Altra, e ben più impegnativa questione: quella della possibilità, per il giudice dell'esecuzione, di sostituire alla pena dell'ergastolo quella di trenta anni di reclusione ai condannati in rito abbreviato con sentenza irrevocabile, versanti nella stessa condizione di Franco Scoppola (vittorioso attore a Strasburgo il 17 settembre 2009 contro il Governo italiano), ma senza avere mai adito la Corte europea dei diritti dell'uomo.

Com'è noto, i supremi giudici hanno deliberato di rimettere gli atti alla Corte costituzionale (si veda, in questa Rivista, la relativa informazione), impugnando gli artt. 7 e 8 del d.l. n. 341 del 2000 convertito nella legge n. 4 del 2001.

Apparenti affinità tra le due questioni.

Nella prima veniva in rilievo un istituto che, come sottolineato dalla sentenza, non può essere assimilato, specie in punto di garanzie convenzionali relative alla retroattività della lex mitior, a quello della legge punitiva più favorevole; tant'è vero che proprio la previsione di termini di prescrizione particolarmente brevi può determinare, in alcuni casi, la violazione dei principi della Convenzione europea.

Nella seconda, invece, si trattava di dare esecuzione a una pronuncia della Corte di Strasburgo la quale, al di là del caso deciso, aveva affermato il principio che il diritto del condannato a vedersi applicata la norma punitiva più favorevole rientra tra quelli fondamentali della Convenzione.
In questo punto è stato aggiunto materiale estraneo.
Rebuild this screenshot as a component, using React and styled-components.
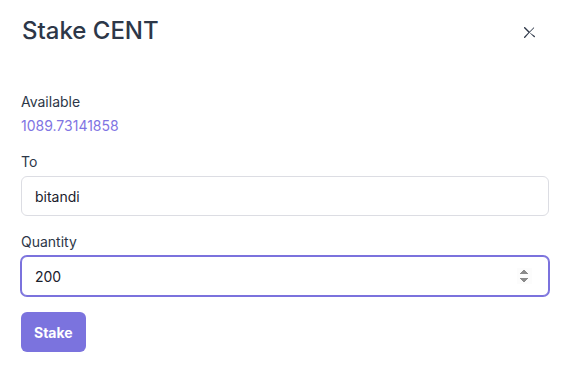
import React from 'react'
import styled, { createGlobalStyle } from 'styled-components'

const GlobalStyle = createGlobalStyle`
  body {
    margin: 0;
    background: #ffffff;
    font-family: Inter, "Noto Sans", sans-serif;
    color: #2d3748;
  }
  * { box-sizing: border-box; }
`

const Modal = styled.div`
  padding: 15px 22px 20px 21px;
`

const Header = styled.div`
  display: flex;
  justify-content: space-between;
  align-items: flex-start;
  margin-bottom: 44px;
`

const Title = styled.h2`
  margin: 0 0 0 1px;
  font-size: 24px;
  line-height: 32px;
  font-weight: 500;
  color: #2d3748;
`

const CloseButton = styled.button`
  width: 32px;
  height: 32px;
  margin: 1px 4px 0 0;
  padding: 0;
  border: none;
  border-radius: 6px;
  background: transparent;
  color: #2d3748;
  display: flex;
  align-items: center;
  justify-content: center;
  cursor: pointer;
`

const Field = styled.div`
  display: flex;
  flex-direction: column;
  gap: 4px;
  margin-bottom: 16px;
`

const Label = styled.label`
  font-size: 14px;
  line-height: 20px;
  color: #2d3748;
`

const Balance = styled.div`
  font-size: 14px;
  line-height: 20px;
  color: #7f75e3;
`

const Input = styled.input`
  width: 100%;
  height: 40px;
  padding: 0 16px 0 13px;
  font-family: inherit;
  font-size: 14px;
  color: #1a202c;
  background: #fff;
  border: 1px solid ${p => (p.$focused ? '#7b72dd' : '#dcdde3')};
  box-shadow: ${p => (p.$focused ? '0 0 0 1px #7b72dd' : 'none')};
  border-radius: 6px;
  outline: none;

  &::-webkit-inner-spin-button {
    opacity: 1;
  }
`

const Button = styled.button`
  height: 40px;
  padding: 0 13px;
  border: none;
  border-radius: 6px;
  background: #7b73de;
  color: #fff;
  font-family: inherit;
  font-size: 14px;
  font-weight: 700;
  cursor: pointer;
`

function CloseIcon() {
  return (
    <svg width="11" height="11" viewBox="0 0 24 24" fill="currentColor">
      <path d="M.439,21.44a1.5,1.5,0,0,0,2.122,2.121L11.823,12.3a.25.25,0,0,1,.354,0l9.262,9.263a1.5,1.5,0,1,0,2.122-2.121L12.3,12.177a.25.25,0,0,1,0-.354l9.263-9.262A1.5,1.5,0,0,0,21.439.44L12.177,9.7a.25.25,0,0,1-.354,0L2.561.44A1.5,1.5,0,0,0,.439,2.561L9.7,11.823a.25.25,0,0,1,0,.354Z" />
    </svg>
  )
}

function App() {
  const [to, setTo] = React.useState('bitandi')
  const [qty, setQty] = React.useState('200')

  return (
    <Modal>
      <GlobalStyle />
      <Header>
        <Title>Stake CENT</Title>
        <CloseButton aria-label="Close">
          <CloseIcon />
        </CloseButton>
      </Header>

      <Field>
        <Label>Available</Label>
        <Balance>1089.73141858</Balance>
      </Field>

      <Field>
        <Label>To</Label>
        <Input value={to} onChange={e => setTo(e.target.value)} />
      </Field>

      <Field>
        <Label>Quantity</Label>
        <Input
          type="number"
          $focused
          autoFocus
          value={qty}
          onChange={e => setQty(e.target.value)}
        />
      </Field>

      <Button>Stake</Button>
    </Modal>
  )
}

export default App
Ed erano in discussione le modalità con cui concretamente dare ingresso a quel diritto in executivis e la cui individuazione, come accennato, è stata affidata dalle Sezioni unite alla Consulta.

Sulla relativa decisione, finché non saranno note le motivazioni dell'ordinanza di rimessione, è d'obbligo il silenzio.

Ma già sin d'ora si può prevedere ragionevolmente che alla Corte costituzionale sarà affidato il gravoso compito di ulteriori e significative precisazioni su uno dei temi cruciali del nostro diritto penale, alla luce degli obblighi di diritto internazionale che lo Stato italiano ha assunto e degli indefettibili principi stabiliti dalla Carta costituzionale.

Non mancherà, quindi, l'occasione per ritornare sull'argomento.